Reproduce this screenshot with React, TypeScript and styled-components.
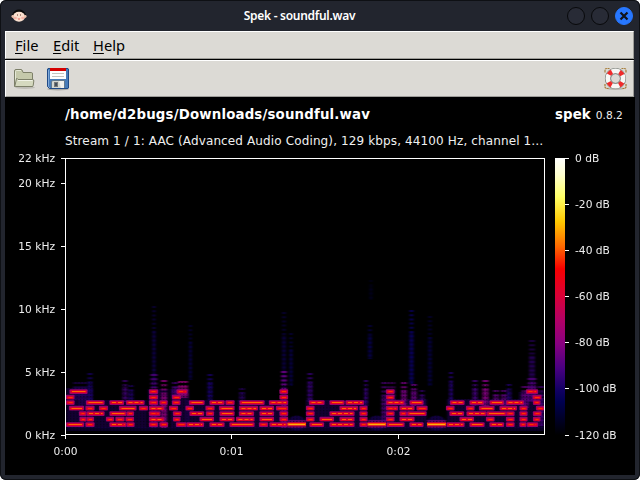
import React from "react";
import styled, { createGlobalStyle } from "styled-components";

const Global = createGlobalStyle`
  * { box-sizing: border-box; }
  body { margin: 0; background: #fff; overflow: hidden; }
`;

const Frame = styled.div`
  width: 640px;
  height: 480px;
  display: flex;
  flex-direction: column;
  padding: 1px 5px 5px 5px;
  background: #22252e;
  border-radius: 6px;
  box-shadow: inset 0 0 0 1px #0e1014;
  font-family: "DejaVu Sans", sans-serif;
`;

const TitleBar = styled.header`
  height: 30px;
  flex: none;
  display: grid;
  grid-template-columns: 80px 1fr 80px;
  align-items: center;
  color: #fff;
`;

const AppIcon = styled.svg`
  display: block;
  margin-left: 5px;
`;

const Title = styled.h1`
  margin: 0;
  text-align: center;
  padding-right: 41px;
  font: 600 12px/16px "Noto Sans", sans-serif;
  letter-spacing: -0.28px;
  white-space: nowrap;
`;

const Controls = styled.div`
  display: flex;
  justify-content: flex-end;
  gap: 6px;
  padding-right: 2px;
`;

const Control = styled.button<{ $close?: boolean }>`
  width: 18px;
  height: 18px;
  padding: 0;
  border-radius: 50%;
  border: 1px solid ${(p) => (p.$close ? "#2777ff" : "#08090b")};
  background: ${(p) => (p.$close ? "#2777ff" : "#282b36")};
  display: grid;
  place-items: center;
`;

const Bar = styled.nav<{ $height: number }>`
  height: ${(p) => p.$height}px;
  flex: none;
  display: flex;
  align-items: center;
  background: #dcdad5;
  border-top: 1px solid #fff;
  border-left: 1px solid #fff;
  border-right: 1px solid #9d9c98;
  border-bottom: 1px solid #9d9c98;
  margin-right: 1px;
`;

const MenuBar = styled(Bar)`
  padding: 0 0 1px 9px;
  gap: 14px;
  margin-bottom: 1px;
  box-shadow: 0 1px 0 #000;
  font: 14.667px/20px "Noto Sans", sans-serif;
  color: #000;
`;

const MenuItem = styled.span<{ $width: number }>`
  width: ${(p) => p.$width}px;
  white-space: nowrap;
`;

const Key = styled.span`
  text-decoration: underline;
  text-decoration-thickness: 1px;
  text-underline-offset: 2px;
`;

const ToolBar = styled(Bar)`
  padding: 0 6px 0 6px;
  gap: 10px;
`;

const Spacer = styled.div`
  flex: 1;
`;

const Content = styled.main`
  flex: 1;
  min-height: 0;
  background: #000;
  color: #fff;
  display: flex;
  flex-direction: column;
`;

const Heading = styled.div`
  display: flex;
  align-items: baseline;
  height: 34px;
  padding: 10px 10px 0 60px;
  white-space: nowrap;
`;

const FileName = styled.strong`
  width: 490px;
  font-size: 13.333px;
  line-height: 16px;
  letter-spacing: 0.17px;
`;

const Brand = styled.strong`
  font-size: 13.333px;
  line-height: 16px;
  letter-spacing: 0.1px;
`;

const Version = styled.span`
  margin-left: 5px;
  font-size: 10.667px;
  color: #eee;
`;

const StreamInfo = styled.div`
  height: 17px;
  padding-left: 60px;
  font-size: 12px;
  line-height: 20px;
  letter-spacing: 0.125px;
  color: #f0f0f0;
  white-space: nowrap;
`;

const Chart = styled.svg`
  display: block;
  flex: none;
  font-size: 10.667px;
`;

type Segment = [number, number];

const ROW_Y = [391, 396.6, 402, 407.6, 413, 418.6, 424];

const NOTES: Segment[][] = [
  [[70, 87], [149.5, 157.5], [177, 187], [280, 287.5], [386.5, 394], [526.5, 537.5]],
  [[66.5, 74], [149.5, 157.5], [172.5, 180.5], [280, 287.5], [386.5, 394], [533, 541]],
  [[66.5, 74], [86.5, 104], [110, 123.5], [126.5, 144], [149.5, 157.5], [160, 167], [172.5, 180], [189.5, 204], [210, 224], [226, 234], [240, 264], [269.5, 287.5], [309.5, 324], [330, 344], [346, 363.5], [386.5, 404], [410, 423], [450.5, 464], [470, 483.5], [490, 503.5], [506.5, 523.5], [533.5, 540]],
  [[69.5, 83.5], [86, 94], [99.5, 107.5], [119.5, 136], [139.5, 147.5], [149.5, 164], [169.5, 177.5], [186, 193.5], [206, 214], [219.5, 234], [239.5, 257.5], [260, 273.5], [276.5, 287.5], [306.5, 314], [340, 357.5], [360, 367], [386.5, 397.5], [400, 414], [417, 427], [446.5, 454], [466.5, 474], [479.5, 494], [500, 516.5], [520, 527], [536.5, 544]],
  [[79.5, 86], [87, 104], [110, 126], [127, 133.5], [149.5, 160], [173.5, 181], [190, 203.5], [206.5, 213.5], [220, 234], [239.5, 253.5], [260, 273.5], [280, 287.5], [306.5, 314], [330, 354], [360, 367], [386.5, 394], [400, 406.5], [407.5, 426], [450, 463.5], [467, 486], [487, 506], [506.5, 514], [520, 527], [533.5, 541]],
  [[80, 86], [87, 93.5], [106.5, 113.5], [116, 124], [126, 133.5], [149.5, 164], [173.5, 180], [200, 213.5], [220, 234], [236.5, 254], [260, 273.5], [280, 287.5], [306.5, 314], [320, 333.5], [340, 354], [360, 367], [386.5, 394], [400, 414], [460, 473.5], [486.5, 494], [506.5, 514], [520, 527], [533.5, 540]],
  [[66.5, 83.5], [86, 94], [110, 126], [127, 134], [149.5, 157.5], [160, 167.5], [176.5, 186], [187, 203.5], [210, 224], [230, 254], [259.5, 267.5], [270, 287], [310, 323.5], [330, 354], [360, 367], [387, 404], [410, 423], [447, 464], [470, 484], [490, 503.5], [506.5, 514], [520, 526], [527.5, 537.5]],
];

const SUSTAINED: Segment[] = [[287.5, 306], [367.5, 386], [427, 446]];

/* x, top, bottom, width, colour, peak opacity */
const SPIKES: [number, number, number, number, string, number][] = [
  [154, 306, 388, 3, "#14006c", 0.5],
  [154, 374, 428, 7, "#50007e", 0.8],
  [164, 380, 428, 6, "#8a0078", 0.8],
  [190.5, 325, 380, 3, "#0c0064", 0.45],
  [284, 312, 390, 4, "#100064", 0.4],
  [284, 371, 428, 6, "#6c0084", 0.85],
  [291, 333, 386, 3, "#0a0060", 0.55],
  [370, 325, 359, 4, "#09006c", 0.45],
  [371, 280, 300, 3, "#060050", 0.25],
  [411.5, 310, 384, 4, "#0a0060", 0.8],
  [430, 316, 386, 4, "#08005c", 0.4],
  [532, 340, 392, 6, "#300070", 0.5],
  [183, 381, 398, 10, "#9a007c", 0.75],
  [175, 382, 398, 6, "#4b0080", 0.7],
  [90, 373, 402, 5, "#1c0078", 0.6],
  [80, 382, 400, 14, "#2a0070", 0.5],
  [125, 380, 402, 5, "#450080", 0.65],
  [131, 385, 402, 5, "#250078", 0.6],
  [210, 374, 400, 5, "#1a0074", 0.7],
  [242, 388, 402, 6, "#300078", 0.5],
  [310, 373, 402, 5, "#3a0080", 0.7],
  [366, 380, 406, 4, "#380080", 0.7],
  [384, 382, 428, 5, "#500080", 0.7],
  [391, 382, 404, 9, "#5b0080", 0.5],
  [404, 382, 408, 6, "#750080", 0.8],
  [414, 384, 406, 6, "#640080", 0.8],
  [422, 390, 406, 5, "#400080", 0.6],
  [451, 372, 404, 4, "#26007a", 0.7],
  [475, 380, 406, 5, "#460080", 0.75],
  [485.5, 380, 408, 6, "#820080", 0.85],
  [496, 390, 406, 6, "#600080", 0.7],
  [504, 390, 406, 6, "#600080", 0.7],
  [509, 384, 405, 5, "#260078", 0.7],
  [525, 386, 408, 7, "#640080", 0.7],
  [532, 378, 402, 9, "#580080", 0.7],
  [541, 386, 426, 6, "#480080", 0.6],
];

/* cluster extents behind the notes */
const CLOUDS: [number, number, number][] = [
  [66, 93, 388], [79, 107, 400], [107, 147, 400], [148, 168, 389], [170, 189, 389],
  [186, 235, 400], [237, 288, 400], [306, 367, 400], [385, 427, 399], [447, 527, 399], [519, 544, 392],
];

const FREQ_TICKS: [number, string][] = [[158.5, "22 kHz"], [183.5, "20 kHz"], [246.5, "15 kHz"], [309.5, "10 kHz"], [372.5, "5 kHz"], [435.5, "0 kHz"]];
const TIME_TICKS: [number, string][] = [[65.5, "0:00"], [231.5, "0:01"], [398.5, "0:02"]];
const LEVEL_TICKS: [number, string][] = [[158.5, "0 dB"], [204.5, "-20 dB"], [250.5, "-40 dB"], [296.5, "-60 dB"], [342.5, "-80 dB"], [388.5, "-100 dB"], [435.5, "-120 dB"]];

const PALETTE: [number, string][] = [[0, "#fff"], [6, "#ffffd0"], [14, "#ffff66"], [23, "#ffc800"], [32, "#ff6800"], [40, "#f80000"], [50, "#d80038"], [59, "#b00068"], [67, "#880080"], [76, "#480080"], [84, "#100062"], [88, "#000050"], [100, "#000"]];

const Spectrum = () => (
  <g>
    <g filter="url(#soften)">
      {CLOUDS.map(([a, b, y], i) => (
        <rect key={i} x={a} y={y} width={b - a} height={428 - y} fill="#20005a" opacity={0.55} />
      ))}
      <rect x={66} y={427} width={478} height={4} fill="#12004a" opacity={0.55} />
      {SUSTAINED.map(([a, b], i) => (
        <g key={i}>
          <ellipse cx={(a + b) / 2} cy={423} rx={(b - a) / 2} ry={7.5} fill="#180058" opacity={0.7} />
          <rect x={a} y={420} width={b - a} height={8} fill="#780070" opacity={0.75} />
        </g>
      ))}
    </g>
    <g filter="url(#soften)">
      {SPIKES.map(([x, top, bottom, w, c, o], i) => (
        <g key={i}>
          <rect x={x - w / 2} y={top + (bottom - top) * 0.3} width={w} height={(bottom - top) * 0.7} fill={c} opacity={o * 0.75} />
          <path d={`M${x} ${top}V${bottom}`} stroke={c} strokeWidth={w} strokeDasharray="2 2.2" opacity={o} />
        </g>
      ))}
    </g>
    <rect x={66} y={382} width={478} height={52} fill="url(#grain)" />
    <g filter="url(#glow)">
      {NOTES.map((row, r) => row.map(([a, b], i) => (
        <rect key={`${r}-${i}`} x={a - 0.6} y={ROW_Y[r] - 1.8} width={b - a + 1.2} height={4.8} rx={1} fill="#98006c" />
      )))}
    </g>
    {NOTES.map((row, r) => row.map(([a, b], i) => {
      const y = Math.round(ROW_Y[r]);
      return (
        <g key={`${r}-${i}`}>
          <rect x={a + 0.3} y={y - 0.8} width={b - a - 0.6} height={2.7} rx={0.8} fill="#e00024" />
          <path
            d={`M${a + 2} ${y + 0.5}H${b - 1.5}`}
            stroke={b - a > 11 ? "#ff6300" : "#fb3000"}
            strokeWidth={1}
            strokeDasharray={(i + r) % 3 === 0 ? undefined : "4 2"}
          />
        </g>
      );
    }))}
    {SUSTAINED.map(([a, b], i) => (
      <g key={i}>
        <rect x={a} y={422.2} width={b - a} height={4.2} fill="#c80040" />
        <rect x={a} y={423} width={b - a} height={2.5} fill="#ff4e00" />
        <rect x={a + 1} y={424} width={b - a - 2} height={1} fill="#ffb010" />
      </g>
    ))}
  </g>
);

const SpectrumChart = () => (
  <Chart width="630" height="327" viewBox="5 148 630 327">
    <defs>
      <linearGradient id="palette" x1="0" y1="0" x2="0" y2="1">
        {PALETTE.map(([o, c]) => <stop key={o} offset={`${o}%`} stopColor={c} />)}
      </linearGradient>
      <filter id="soften" x="-5%" y="-5%" width="110%" height="110%" colorInterpolationFilters="sRGB"><feGaussianBlur stdDeviation="1 0.7" /></filter>
      <filter id="glow" x="-5%" y="-20%" width="110%" height="140%" colorInterpolationFilters="sRGB"><feGaussianBlur stdDeviation="0.7 0.4" /></filter>
      <clipPath id="plot"><rect x="66" y="159" width="478" height="275" /></clipPath>
      <pattern id="grain" width="3.33" height="2.77" patternUnits="userSpaceOnUse">
        <rect width="1.2" height="1.2" fill="#000" opacity="0.5" />
      </pattern>
    </defs>
    <g clipPath="url(#plot)"><Spectrum /></g>
    <rect x="65.5" y="158.5" width="479" height="276" fill="none" stroke="#fff" />
    <rect x="555" y="158" width="10" height="277" fill="url(#palette)" />
    {FREQ_TICKS.map(([y, t]) => (
      <g key={t}>
        <path d={`M61 ${y}H65`} stroke="#fff" />
        <text x="55" y={y + 3.5} fill="#eee" textAnchor="end">{t}</text>
      </g>
    ))}
    {TIME_TICKS.map(([x, t]) => (
      <g key={t}>
        <path d={`M${x} 435V439`} stroke="#fff" />
        <text x={x} y="455" fill="#eee" textAnchor="middle">{t}</text>
      </g>
    ))}
    {LEVEL_TICKS.map(([y, t]) => (
      <g key={t}>
        <path d={`M565 ${y}H569`} stroke="#fff" />
        <text x="575" y={y + 3.5} fill="#eee">{t}</text>
      </g>
    ))}
  </Chart>
);

const FaceIcon = () => (
  <AppIcon width="18" height="16" viewBox="0 0 18 16">
    <path d="M2 7Q4 1.500 9 1.500T16 7L16.500 10H1.500Z" fill="#080808" />
    <ellipse cx="9" cy="8.800" rx="6" ry="5" fill="#fae0cf" />
    <circle cx="2.800" cy="8.500" r="1.400" fill="#eac0ad" />
    <circle cx="15.200" cy="8.500" r="1.400" fill="#eac0ad" />
    <ellipse cx="5.300" cy="10" rx="1.600" ry="1.200" fill="#f6b3a6" />
    <ellipse cx="12.700" cy="10" rx="1.600" ry="1.200" fill="#f6b3a6" />
    <path d="M7.500 6V8M10.500 6V8" stroke="#b08a7c" />
    <path d="M7.500 10.500H10.500L9 12Z" fill="#e86058" />
  </AppIcon>
);

const FolderIcon = () => (
  <svg width="24" height="24" viewBox="-1 0 24 24">
    <ellipse cx="12" cy="20.500" rx="10" ry="1.500" fill="#aaa9a2" opacity=".6" />
    <path d="M1.500 19.500V4Q1.500 2.500 3 2.500H8Q9 2.500 9.500 4L10 5.500H18.500Q19.500 5.500 19.500 7V19.500Z" fill="#c5c9ab" stroke="#7d8069" />
    <path d="M2.500 18V4.500Q2.500 3.500 3.500 3.500H8" fill="none" stroke="#e5e8d6" />
    <path d="M3.500 11.500Q3.800 10.500 5 12.500H19.500Q21 12.500 20.800 14L20.200 18.500Q20.100 19.500 19 19.500H2.500Q1.500 19.500 2 18.500Z" fill="#d5d9bf" stroke="#7d8069" />
    <path d="M5 13.500H19.500" stroke="#f1f3e7" />
  </svg>
);

const SaveIcon = () => (
  <svg width="24" height="24" viewBox="0 0 24 24">
    <ellipse cx="12" cy="22" rx="11" ry="1.500" fill="#aaa9a3" />
    <path d="M2 1.500H22L22.500 2V21L22 21.500H3.500L1.500 19.500V2Z" fill="#477bb8" stroke="#204a87" />
    <path d="M2.500 3V19.500L4 21" fill="none" stroke="#82a9d8" />
    <rect x="4" y="1" width="16" height="11" fill="#fff" />
    <rect x="4" y="1" width="16" height="3" fill="#d40000" />
    <path d="M6 6.500H18M6 9.500H18" stroke="#c4c4bf" />
    <path d="M5.500 21V15Q5.500 13.500 7 13.500H18.500V21" fill="#d5d7d1" stroke="#62798f" />
    <rect x="8.500" y="15.500" width="3" height="4" fill="#44505c" stroke="#777" />
    <path d="M13 14H18V21H15Z" fill="#f1f1ee" />
  </svg>
);

const HelpIcon = () => (
  <svg width="24" height="24" viewBox="-1.500 0 24 24">
    <ellipse cx="11" cy="21.500" rx="9" ry="1.400" fill="#b4b3ad" />
    <path d="M5 1.500H2Q.5 1.500 .5 4V6M17 1.500H20Q21.500 1.500 21.500 4V6M.5 17V20Q.5 21.500 4 21.500M21.500 17V20Q21.500 21.500 18 21.500" fill="none" stroke="#a67c39" strokeWidth="1.200" strokeDasharray="2 .6" />
    <circle cx="11" cy="11.500" r="7.600" fill="none" stroke="#777c76" strokeWidth="6" />
    <circle cx="11" cy="11.500" r="7.600" fill="none" stroke="#f7f7f5" strokeWidth="4.800" />
    <circle cx="11" cy="11.500" r="7.600" fill="none" stroke="#ef2b2b" strokeWidth="4.800" strokeDasharray="4.200 7.738" strokeDashoffset="-3.869" />
    <circle cx="11" cy="11.500" r="4.800" fill="none" stroke="#858782" strokeWidth=".7" />
  </svg>
);

const MENU: [string, string, number][] = [["F", "ile", 24], ["E", "dit", 26], ["H", "elp", 32]];

export default function App() {
  return (
    <>
      <Global />
      <Frame>
        <TitleBar>
          <FaceIcon />
          <Title>Spek - soundful.wav</Title>
          <Controls>
            <Control aria-label="Minimize" />
            <Control aria-label="Maximize" />
            <Control $close aria-label="Close">
              <svg width="10" height="10" viewBox="0 0 10 10"><path d="M1.500 1.500L8.500 8.500M8.500 1.500L1.500 8.500" stroke="#10131a" strokeWidth="2.200" /></svg>
            </Control>
          </Controls>
        </TitleBar>
        <MenuBar $height={28}>
          {MENU.map(([key, rest, width]) => <MenuItem key={key} $width={width}><Key>{key}</Key>{rest}</MenuItem>)}
        </MenuBar>
        <ToolBar $height={37}>
          <FolderIcon />
          <SaveIcon />
          <Spacer />
          <HelpIcon />
        </ToolBar>
        <Content>
          <Heading>
            <FileName>/home/d2bugs/Downloads/soundful.wav</FileName>
            <Brand>spek</Brand>
            <Version>0.8.2</Version>
          </Heading>
          <StreamInfo>Stream 1 / 1: AAC (Advanced Audio Coding), 129 kbps, 44100 Hz, channel 1…</StreamInfo>
          <SpectrumChart />
        </Content>
      </Frame>
    </>
  );
}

--------------------------------

From the listing above, copy every line that includes the word "components".

Reproduce this screenshot with React, TypeScript and styled-components.
import styled, { createGlobalStyle } from "styled-components";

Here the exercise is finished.